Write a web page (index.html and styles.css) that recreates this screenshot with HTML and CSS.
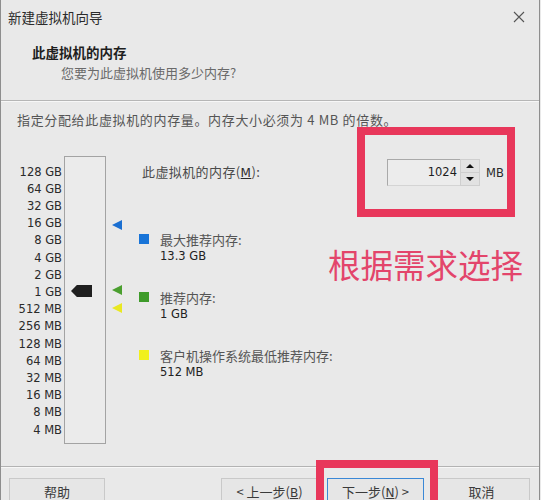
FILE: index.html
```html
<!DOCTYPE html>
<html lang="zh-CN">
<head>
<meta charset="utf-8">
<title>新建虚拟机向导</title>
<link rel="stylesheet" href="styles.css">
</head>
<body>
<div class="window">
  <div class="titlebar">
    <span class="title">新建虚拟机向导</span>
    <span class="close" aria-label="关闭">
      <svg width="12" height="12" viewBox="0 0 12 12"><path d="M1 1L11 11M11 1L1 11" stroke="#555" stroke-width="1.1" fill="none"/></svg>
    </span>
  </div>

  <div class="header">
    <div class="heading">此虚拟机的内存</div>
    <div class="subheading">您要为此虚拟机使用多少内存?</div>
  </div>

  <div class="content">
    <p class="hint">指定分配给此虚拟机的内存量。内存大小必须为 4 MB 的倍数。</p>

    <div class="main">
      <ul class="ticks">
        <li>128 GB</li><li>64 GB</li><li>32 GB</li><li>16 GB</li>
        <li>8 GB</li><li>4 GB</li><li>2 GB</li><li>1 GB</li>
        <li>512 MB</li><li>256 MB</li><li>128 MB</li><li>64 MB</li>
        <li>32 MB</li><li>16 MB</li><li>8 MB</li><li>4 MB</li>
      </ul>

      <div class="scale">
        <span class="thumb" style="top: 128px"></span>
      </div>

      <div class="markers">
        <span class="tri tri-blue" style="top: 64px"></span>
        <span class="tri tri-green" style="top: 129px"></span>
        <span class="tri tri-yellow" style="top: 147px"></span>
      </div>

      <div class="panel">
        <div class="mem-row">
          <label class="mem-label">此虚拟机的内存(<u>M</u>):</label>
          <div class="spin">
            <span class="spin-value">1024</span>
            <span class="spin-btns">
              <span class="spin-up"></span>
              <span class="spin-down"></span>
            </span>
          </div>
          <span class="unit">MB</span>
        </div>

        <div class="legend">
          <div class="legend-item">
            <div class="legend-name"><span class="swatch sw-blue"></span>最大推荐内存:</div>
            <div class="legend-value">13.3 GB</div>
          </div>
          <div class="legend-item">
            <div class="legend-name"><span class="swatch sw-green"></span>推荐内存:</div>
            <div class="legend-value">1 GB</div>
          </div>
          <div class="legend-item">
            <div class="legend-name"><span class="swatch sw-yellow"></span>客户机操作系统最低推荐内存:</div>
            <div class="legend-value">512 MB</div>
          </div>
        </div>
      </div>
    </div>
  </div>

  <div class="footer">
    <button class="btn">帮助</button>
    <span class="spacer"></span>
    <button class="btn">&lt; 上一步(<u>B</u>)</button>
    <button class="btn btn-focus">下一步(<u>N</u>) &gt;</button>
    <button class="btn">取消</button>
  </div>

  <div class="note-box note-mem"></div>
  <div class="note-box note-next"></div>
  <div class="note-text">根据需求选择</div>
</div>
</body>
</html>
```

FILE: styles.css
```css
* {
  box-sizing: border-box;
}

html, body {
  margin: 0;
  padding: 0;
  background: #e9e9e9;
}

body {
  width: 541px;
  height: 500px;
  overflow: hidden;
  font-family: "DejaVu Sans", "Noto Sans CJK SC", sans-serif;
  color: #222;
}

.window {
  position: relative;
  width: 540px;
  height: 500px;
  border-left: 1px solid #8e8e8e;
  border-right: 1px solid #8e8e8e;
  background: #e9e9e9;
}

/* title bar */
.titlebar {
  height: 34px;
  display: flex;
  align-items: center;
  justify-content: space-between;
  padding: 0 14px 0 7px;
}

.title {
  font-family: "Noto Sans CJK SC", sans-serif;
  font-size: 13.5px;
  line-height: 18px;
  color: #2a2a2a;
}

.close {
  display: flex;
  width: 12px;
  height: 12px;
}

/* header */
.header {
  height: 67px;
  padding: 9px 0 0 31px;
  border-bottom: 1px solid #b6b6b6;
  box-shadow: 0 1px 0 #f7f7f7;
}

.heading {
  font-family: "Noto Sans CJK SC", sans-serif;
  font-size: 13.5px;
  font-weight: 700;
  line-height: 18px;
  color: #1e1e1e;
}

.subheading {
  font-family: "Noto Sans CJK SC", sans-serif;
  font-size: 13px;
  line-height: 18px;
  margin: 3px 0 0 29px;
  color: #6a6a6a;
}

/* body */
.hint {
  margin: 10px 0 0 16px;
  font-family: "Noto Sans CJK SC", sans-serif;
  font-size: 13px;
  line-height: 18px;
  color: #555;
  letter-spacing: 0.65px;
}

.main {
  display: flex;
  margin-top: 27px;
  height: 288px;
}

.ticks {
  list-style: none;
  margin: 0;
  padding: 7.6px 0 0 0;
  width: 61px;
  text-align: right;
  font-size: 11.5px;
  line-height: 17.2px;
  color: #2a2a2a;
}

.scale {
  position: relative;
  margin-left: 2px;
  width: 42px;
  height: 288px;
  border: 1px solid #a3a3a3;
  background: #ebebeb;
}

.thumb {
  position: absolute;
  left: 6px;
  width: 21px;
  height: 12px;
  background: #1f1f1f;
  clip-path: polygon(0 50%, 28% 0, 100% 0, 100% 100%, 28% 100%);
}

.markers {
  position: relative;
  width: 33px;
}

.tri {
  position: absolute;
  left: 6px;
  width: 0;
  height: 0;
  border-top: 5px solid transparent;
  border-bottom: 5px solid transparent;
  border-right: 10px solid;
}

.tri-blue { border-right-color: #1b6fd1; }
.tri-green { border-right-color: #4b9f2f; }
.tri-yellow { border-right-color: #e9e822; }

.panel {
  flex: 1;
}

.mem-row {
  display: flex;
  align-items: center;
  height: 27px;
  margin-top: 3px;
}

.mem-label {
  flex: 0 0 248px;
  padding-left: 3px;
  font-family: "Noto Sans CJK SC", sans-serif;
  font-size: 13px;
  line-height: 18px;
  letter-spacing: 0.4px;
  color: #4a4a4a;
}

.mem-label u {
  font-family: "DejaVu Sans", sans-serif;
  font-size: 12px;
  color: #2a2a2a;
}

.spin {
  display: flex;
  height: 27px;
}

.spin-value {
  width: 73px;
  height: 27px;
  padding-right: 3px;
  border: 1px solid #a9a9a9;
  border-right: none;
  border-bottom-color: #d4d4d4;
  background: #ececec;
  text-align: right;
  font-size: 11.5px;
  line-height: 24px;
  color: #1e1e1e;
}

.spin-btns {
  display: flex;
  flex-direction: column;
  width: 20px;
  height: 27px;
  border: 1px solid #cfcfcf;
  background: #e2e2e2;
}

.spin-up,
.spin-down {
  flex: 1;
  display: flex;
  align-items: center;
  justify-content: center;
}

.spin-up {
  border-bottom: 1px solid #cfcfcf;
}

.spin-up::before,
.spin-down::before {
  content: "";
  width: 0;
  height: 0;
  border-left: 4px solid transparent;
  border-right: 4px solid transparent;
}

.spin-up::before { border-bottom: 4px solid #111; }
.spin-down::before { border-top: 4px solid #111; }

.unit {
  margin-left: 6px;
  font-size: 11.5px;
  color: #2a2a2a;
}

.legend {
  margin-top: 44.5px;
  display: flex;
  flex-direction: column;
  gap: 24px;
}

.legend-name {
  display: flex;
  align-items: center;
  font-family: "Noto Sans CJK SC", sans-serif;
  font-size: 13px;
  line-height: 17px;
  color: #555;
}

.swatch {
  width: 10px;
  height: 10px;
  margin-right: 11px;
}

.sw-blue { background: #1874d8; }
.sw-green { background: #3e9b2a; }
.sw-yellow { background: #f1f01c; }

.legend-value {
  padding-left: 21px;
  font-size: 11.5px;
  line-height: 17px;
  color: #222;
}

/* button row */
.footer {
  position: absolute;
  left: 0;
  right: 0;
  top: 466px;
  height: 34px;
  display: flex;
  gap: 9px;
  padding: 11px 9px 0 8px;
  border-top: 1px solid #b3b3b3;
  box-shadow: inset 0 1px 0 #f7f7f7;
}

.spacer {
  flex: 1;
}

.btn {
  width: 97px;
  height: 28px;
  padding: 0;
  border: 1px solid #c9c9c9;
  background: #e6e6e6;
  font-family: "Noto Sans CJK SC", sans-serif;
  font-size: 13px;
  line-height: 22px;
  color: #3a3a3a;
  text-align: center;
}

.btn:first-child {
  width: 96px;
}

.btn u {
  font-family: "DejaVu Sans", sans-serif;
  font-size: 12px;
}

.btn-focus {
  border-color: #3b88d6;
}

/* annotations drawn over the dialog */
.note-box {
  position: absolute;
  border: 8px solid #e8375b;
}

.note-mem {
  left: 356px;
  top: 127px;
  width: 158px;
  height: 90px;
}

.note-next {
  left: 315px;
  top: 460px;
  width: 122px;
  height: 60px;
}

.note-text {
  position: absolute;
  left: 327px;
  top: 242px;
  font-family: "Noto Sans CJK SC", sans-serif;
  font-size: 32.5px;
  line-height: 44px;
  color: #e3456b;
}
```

──────

Your objective
Search the material above for "index". Pull out each line where it shows up.

Result below
Write a web page (index.html and styles.css) that recreates this screenshot with HTML and CSS.
FILE: index.html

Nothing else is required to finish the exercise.